5th Chief Justice of Bombay High Court
- In office 20 June 1895 – 9 September 1898
- Appointed by: Queen Victoria
- Preceded by: Charles Sargent
- Succeeded by: Louis Addin Kershaw

Judge of Bombay High Court
- In office 1890 – 19 June 1895
- Appointed by: Queen Victoria

Personal details
- Born: 29 January 1840
- Died: 9 September 1898 (aged 58)
- Education: Trinity College, Dublin

= Charles Frederick Farran =

Irish judge

Sir Charles Frederick Farran (29 January 1840 – 9 September 1898) was an Irish judge who was the 5th Chief Justice of the Bombay High Court.

==Career==
Farran was the third son of George and Elizabeth Farran of Belcamp House, County Dublin. He was educated at Trinity College, Dublin. He came to British India and worked as the Advocate General and Puisne Judge of Bombay Presidency.
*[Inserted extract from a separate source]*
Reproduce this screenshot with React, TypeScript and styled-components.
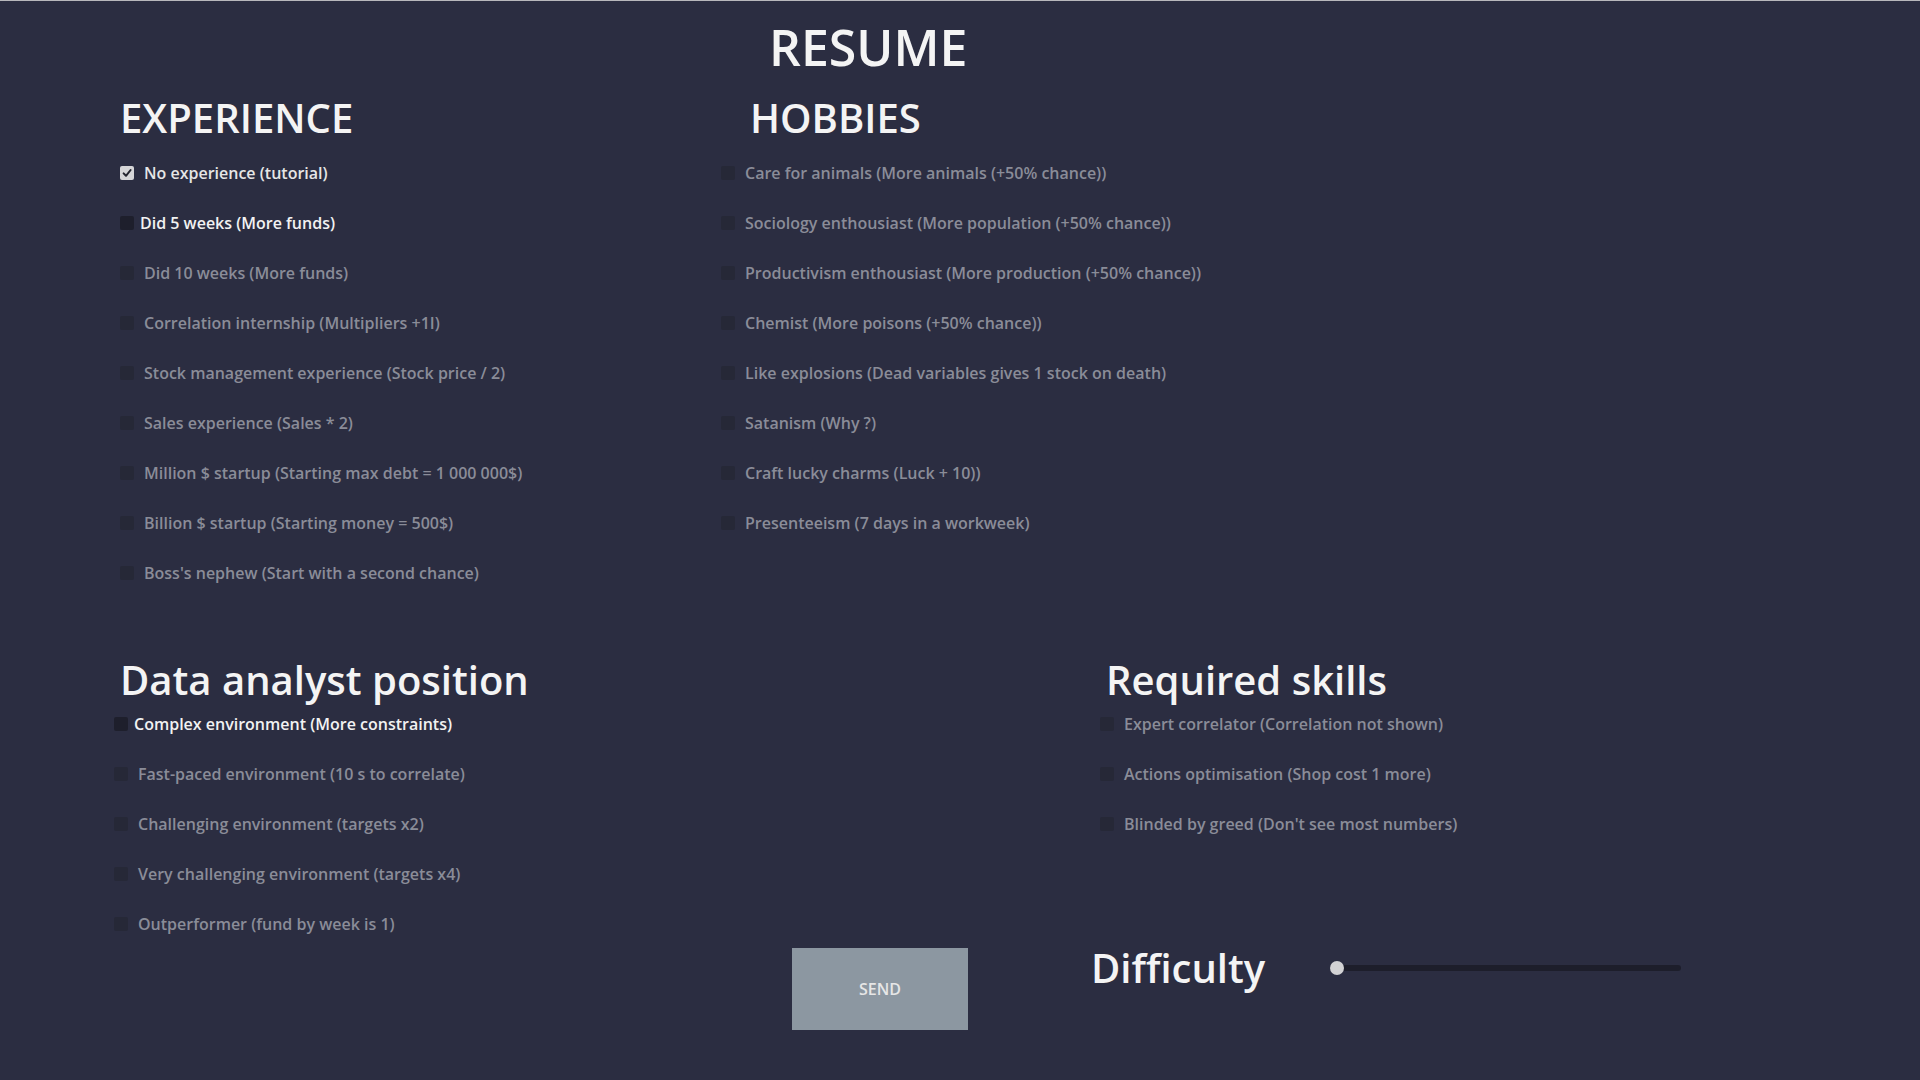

Frederick Farran was the first editor of the Indian Law Reports, Bombay Series, which commenced in 1875. In 1895, he was appointed the Chief Justice of the Bombay High Court on 22 June 1895 after Sir Charles Sargent and served there till 1898. He became knighted on 27 January 1896.

While in service, Farran died in Bombay.